Not a Long Cage? Not enough B-Screw? Then, Roadlink. As we have said earlier, the Roadlink allows for bigger cassettes. I put my Roadlink on a (short cage) SunRace/Driven NRX rear derailleur, which nicely matches my SunRace/Driven NRX shifters.
Are there any downsides? The biggest downside is when you have a short cage rear derailleur. It may be able to clear the cassette but maybe it cannot handle the large range. By cannot handle the large range, I mean that at an "inappropriate" combination (big chainring and big cogs), there is too much chain tension. I know I shouldn't be there, but it's very difficult to always keep track of which cog you are in - at all times. This big-big problem can be remedied by putting a longer chain. Just avoid using the little chainring-and-smaller-cogs combination (another "inappropriate" one) because here there is too little chain tension and the chain slacks. Well, these are not really deal-breakers for me, so I'll just keep this in mind.
Bottomline: mount a bigger cassette. Why? To climb [anything].
Please also visit and like our Facebook page: Pinta At Padyak.
Long Cage is type of derailleur with a long arm (the part that connects the two pulleys). Long Cage rear derailleurs can manage large cassettes as well as the large gaps. These are normally designed for Triple setups (3 chainrings). Most mountain bike rear derailleurs (except for those downhill-specific ones) would normally have a long cage rear derailleur because these demand very large cassettes. Also, a Road Triple has a long cage rear derailleur to handle the wide gear range of the three chainrings. On typical road bikes, the rear derailleur is either Short Cage or Mid Cage. These are meant for the smaller cassettes spec'ed on road bikes. (You can also google SRAM's WiFLi system which also allows for large cassettes)

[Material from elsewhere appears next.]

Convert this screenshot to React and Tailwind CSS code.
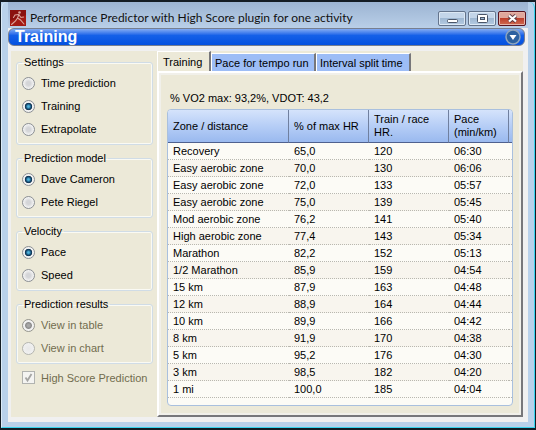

Here is a mountain bike rear derailleur with a long cage. This can handle a large cassette (34t in the picture) as well as a triple crankset.
Here is a Long Cage road rear derailleur. This one is designed specifically for a road triple. Pictured is a 34t cassette. The rear derailleur can easily accommodate up to 36t.
Here are two examples of regular Shimano Sora rear derailleurs that can handle 34t cogs. By turning the B-Screw, the rear derailleur is able to clear the large cogs.
Here is a Shimano 105 (10 speed) rear derailleur with Shimano Deore 11-34t mountain bike cassette. With a B-Screw turned in almost to the max, the rear derailleur cleared the cassette. Note that this model is for a road double setup and not for a triple.
Not a Long Cage? Not enough B-Screw? Then, Roadlink. As we have said earlier, the Roadlink allows for bigger cassettes. I put my Roadlink on a (short cage) SunRace/Driven NRX rear derailleur, which nicely matches my SunRace/Driven NRX shifters.
A close up shot of the Roadlink.
My rear derailleur is originally designed to handle only up to 25t. On this bike, I mounted a 27t and made it work although the top pulley of derailleur is almost touching the cogs. The Roadlink put a fair amount of space.
Next, I mounted a Shimano Tiagra 12-30t cassette. The rear derailleur still clears the cassette. This is an impressive improvement for me from the recommended 25t to 27t to 30t - for a short cage rear derailleur.
For science, I tried to go BIG. I maxed the B-screw and put the largest cassette I can find. It is a 11-34t Shimano Deore cassette. It still clears! Now I can prepare for any climb.
Are there any downsides? The biggest downside is when you have a short cage rear derailleur. It may be able to clear the cassette but maybe it cannot handle the large range. By cannot handle the large range, I mean that at an "inappropriate" combination (big chainring and big cogs), there is too much chain tension. I know I shouldn't be there, but it's very difficult to always keep track of which cog you are in - at all times. This big-big problem can be remedied by putting a longer chain. Just avoid using the little chainring-and-smaller-cogs combination (another "inappropriate" one) because here there is too little chain tension and the chain slacks. Well, these are not really deal-breakers for me, so I'll just keep this in mind.
Bottomline: mount a bigger cassette. Why? To climb [anything].